[Start DATASET CONTENT]

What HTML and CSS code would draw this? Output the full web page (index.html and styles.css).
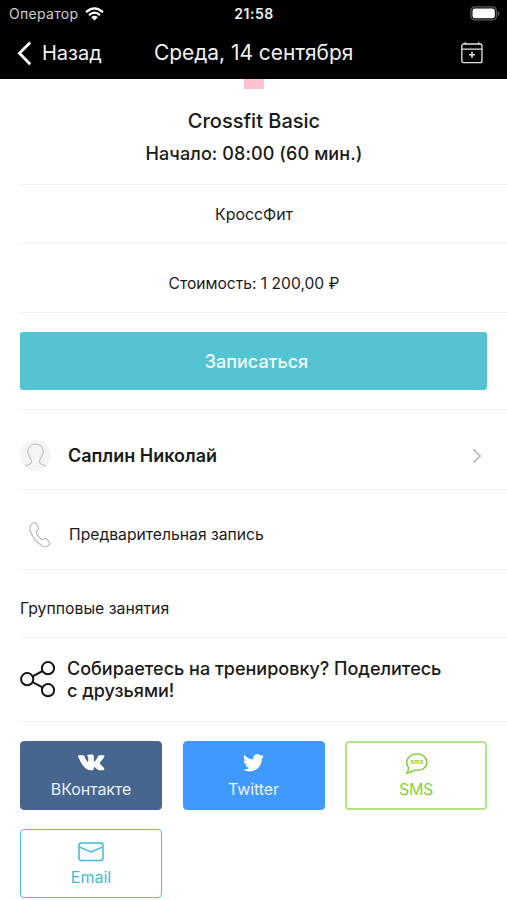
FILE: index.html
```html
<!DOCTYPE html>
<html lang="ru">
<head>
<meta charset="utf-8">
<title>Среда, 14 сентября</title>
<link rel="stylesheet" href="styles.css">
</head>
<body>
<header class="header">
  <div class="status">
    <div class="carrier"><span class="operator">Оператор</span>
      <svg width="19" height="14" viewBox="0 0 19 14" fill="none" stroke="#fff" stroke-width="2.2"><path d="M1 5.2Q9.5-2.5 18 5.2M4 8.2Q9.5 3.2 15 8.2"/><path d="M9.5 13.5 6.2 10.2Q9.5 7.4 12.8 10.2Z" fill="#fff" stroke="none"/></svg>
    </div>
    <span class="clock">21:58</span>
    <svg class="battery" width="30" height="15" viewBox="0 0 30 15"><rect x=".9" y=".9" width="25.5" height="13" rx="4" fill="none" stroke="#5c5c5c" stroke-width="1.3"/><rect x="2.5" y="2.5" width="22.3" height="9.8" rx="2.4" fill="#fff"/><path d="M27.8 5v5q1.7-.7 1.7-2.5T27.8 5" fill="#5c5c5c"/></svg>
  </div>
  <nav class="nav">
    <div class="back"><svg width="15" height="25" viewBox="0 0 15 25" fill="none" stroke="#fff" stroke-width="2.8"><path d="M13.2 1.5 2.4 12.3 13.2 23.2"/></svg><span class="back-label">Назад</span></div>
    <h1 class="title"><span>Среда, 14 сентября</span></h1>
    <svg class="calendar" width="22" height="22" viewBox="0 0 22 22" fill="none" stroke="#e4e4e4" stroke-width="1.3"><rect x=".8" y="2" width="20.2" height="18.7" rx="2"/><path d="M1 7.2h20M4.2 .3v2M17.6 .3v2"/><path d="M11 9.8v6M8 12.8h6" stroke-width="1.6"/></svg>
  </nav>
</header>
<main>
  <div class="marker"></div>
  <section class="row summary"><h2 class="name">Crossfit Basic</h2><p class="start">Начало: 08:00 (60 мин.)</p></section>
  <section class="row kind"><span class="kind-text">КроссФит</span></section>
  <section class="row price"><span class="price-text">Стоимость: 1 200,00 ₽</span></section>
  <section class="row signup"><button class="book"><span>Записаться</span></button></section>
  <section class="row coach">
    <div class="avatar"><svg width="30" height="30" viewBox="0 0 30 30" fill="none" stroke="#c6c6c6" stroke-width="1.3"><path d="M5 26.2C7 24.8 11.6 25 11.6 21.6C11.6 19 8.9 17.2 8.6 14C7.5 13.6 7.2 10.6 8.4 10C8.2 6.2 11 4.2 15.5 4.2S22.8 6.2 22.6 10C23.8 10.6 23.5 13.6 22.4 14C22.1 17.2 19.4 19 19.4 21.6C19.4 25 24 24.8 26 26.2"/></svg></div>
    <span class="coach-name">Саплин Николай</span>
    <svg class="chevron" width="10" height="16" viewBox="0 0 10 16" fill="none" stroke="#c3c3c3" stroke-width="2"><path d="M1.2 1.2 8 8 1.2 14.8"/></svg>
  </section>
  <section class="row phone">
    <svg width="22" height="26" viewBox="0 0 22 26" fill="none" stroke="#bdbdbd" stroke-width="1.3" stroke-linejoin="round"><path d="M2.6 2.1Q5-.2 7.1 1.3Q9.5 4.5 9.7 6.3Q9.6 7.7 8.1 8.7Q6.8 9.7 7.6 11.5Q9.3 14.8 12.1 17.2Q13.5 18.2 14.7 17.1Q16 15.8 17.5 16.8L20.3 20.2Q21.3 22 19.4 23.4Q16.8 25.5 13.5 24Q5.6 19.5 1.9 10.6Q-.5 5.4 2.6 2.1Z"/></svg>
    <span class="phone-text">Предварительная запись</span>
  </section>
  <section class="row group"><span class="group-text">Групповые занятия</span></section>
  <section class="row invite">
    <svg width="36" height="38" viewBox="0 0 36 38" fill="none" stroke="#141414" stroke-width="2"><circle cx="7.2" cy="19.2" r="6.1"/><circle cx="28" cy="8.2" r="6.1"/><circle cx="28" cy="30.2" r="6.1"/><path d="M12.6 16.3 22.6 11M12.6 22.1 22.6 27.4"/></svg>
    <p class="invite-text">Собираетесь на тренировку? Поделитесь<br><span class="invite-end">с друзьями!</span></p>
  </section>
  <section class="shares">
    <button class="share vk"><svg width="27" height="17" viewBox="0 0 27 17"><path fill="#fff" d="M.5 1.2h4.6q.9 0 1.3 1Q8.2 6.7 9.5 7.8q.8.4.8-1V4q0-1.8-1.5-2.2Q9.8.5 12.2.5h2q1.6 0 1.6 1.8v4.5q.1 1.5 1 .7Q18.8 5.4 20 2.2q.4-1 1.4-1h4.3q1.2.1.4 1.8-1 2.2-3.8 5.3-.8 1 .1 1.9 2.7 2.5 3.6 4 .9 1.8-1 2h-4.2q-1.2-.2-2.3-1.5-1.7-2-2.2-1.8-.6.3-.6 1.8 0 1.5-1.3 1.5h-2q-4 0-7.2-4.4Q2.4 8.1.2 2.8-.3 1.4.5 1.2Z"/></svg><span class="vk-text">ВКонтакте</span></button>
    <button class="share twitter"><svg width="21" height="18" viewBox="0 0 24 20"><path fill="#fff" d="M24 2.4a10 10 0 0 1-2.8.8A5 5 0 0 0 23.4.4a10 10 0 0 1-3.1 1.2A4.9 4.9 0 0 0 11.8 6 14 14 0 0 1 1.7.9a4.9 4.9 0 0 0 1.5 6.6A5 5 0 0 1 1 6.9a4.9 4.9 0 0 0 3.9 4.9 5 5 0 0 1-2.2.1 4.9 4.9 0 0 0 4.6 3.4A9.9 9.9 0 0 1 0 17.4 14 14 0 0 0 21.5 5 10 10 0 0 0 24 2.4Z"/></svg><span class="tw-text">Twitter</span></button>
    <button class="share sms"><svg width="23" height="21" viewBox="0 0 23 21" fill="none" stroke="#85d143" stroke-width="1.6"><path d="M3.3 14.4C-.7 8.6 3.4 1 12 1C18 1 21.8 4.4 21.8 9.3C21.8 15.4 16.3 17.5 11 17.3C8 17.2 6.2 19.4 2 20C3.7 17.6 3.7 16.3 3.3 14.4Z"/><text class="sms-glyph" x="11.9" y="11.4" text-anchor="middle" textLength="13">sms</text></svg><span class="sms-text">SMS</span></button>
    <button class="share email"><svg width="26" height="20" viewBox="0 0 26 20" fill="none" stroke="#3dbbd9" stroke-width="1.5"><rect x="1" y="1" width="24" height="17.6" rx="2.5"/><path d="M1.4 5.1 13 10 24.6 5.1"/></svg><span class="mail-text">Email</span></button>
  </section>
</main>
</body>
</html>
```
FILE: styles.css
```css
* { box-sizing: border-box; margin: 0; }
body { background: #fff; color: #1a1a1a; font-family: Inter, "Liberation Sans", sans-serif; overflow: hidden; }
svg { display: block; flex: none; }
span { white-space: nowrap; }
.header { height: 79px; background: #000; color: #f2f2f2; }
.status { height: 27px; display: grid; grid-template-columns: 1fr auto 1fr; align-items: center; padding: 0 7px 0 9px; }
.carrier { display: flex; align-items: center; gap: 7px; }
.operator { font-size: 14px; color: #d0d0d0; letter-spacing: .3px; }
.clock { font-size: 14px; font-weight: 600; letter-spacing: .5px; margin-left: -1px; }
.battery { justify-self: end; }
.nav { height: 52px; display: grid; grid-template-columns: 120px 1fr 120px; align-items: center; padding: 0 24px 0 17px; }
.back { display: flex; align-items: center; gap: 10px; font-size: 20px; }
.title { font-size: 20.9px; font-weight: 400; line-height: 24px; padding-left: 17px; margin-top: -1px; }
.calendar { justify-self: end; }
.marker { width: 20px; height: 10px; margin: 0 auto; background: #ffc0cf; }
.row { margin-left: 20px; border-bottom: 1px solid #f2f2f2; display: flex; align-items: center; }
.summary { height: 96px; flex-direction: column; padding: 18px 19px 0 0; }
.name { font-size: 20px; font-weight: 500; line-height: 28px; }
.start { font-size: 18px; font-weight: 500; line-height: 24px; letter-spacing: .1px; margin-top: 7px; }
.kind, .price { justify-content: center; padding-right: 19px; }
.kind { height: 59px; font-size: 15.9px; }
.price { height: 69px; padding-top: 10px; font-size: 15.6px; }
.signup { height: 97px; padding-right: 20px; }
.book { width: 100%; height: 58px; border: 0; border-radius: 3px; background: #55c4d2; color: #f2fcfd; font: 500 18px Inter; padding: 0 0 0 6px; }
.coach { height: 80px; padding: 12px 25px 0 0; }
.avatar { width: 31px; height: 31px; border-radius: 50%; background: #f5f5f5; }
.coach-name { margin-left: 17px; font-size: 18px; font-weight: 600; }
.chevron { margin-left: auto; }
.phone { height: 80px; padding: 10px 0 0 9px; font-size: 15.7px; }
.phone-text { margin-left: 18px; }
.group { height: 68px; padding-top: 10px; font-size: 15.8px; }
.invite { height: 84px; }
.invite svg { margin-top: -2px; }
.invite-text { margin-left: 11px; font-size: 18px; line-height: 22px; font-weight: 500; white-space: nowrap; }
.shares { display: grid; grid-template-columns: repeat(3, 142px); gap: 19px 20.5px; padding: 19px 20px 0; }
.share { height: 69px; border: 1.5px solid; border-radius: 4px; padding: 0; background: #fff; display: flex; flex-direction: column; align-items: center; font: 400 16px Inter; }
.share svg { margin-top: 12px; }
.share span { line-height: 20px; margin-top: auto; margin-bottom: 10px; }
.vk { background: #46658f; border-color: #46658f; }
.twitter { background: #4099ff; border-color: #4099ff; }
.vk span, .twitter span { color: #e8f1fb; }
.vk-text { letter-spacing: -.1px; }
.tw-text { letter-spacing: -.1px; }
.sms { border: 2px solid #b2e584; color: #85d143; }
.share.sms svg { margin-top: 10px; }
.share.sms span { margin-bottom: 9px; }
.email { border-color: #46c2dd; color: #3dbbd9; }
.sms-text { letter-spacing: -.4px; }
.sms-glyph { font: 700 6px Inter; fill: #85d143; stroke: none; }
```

[End DATASET CONTENT]

PROBLEM REQUIREMENTS - Return only the number of lines in the data above that include the word "styles".

THE RESULT - 3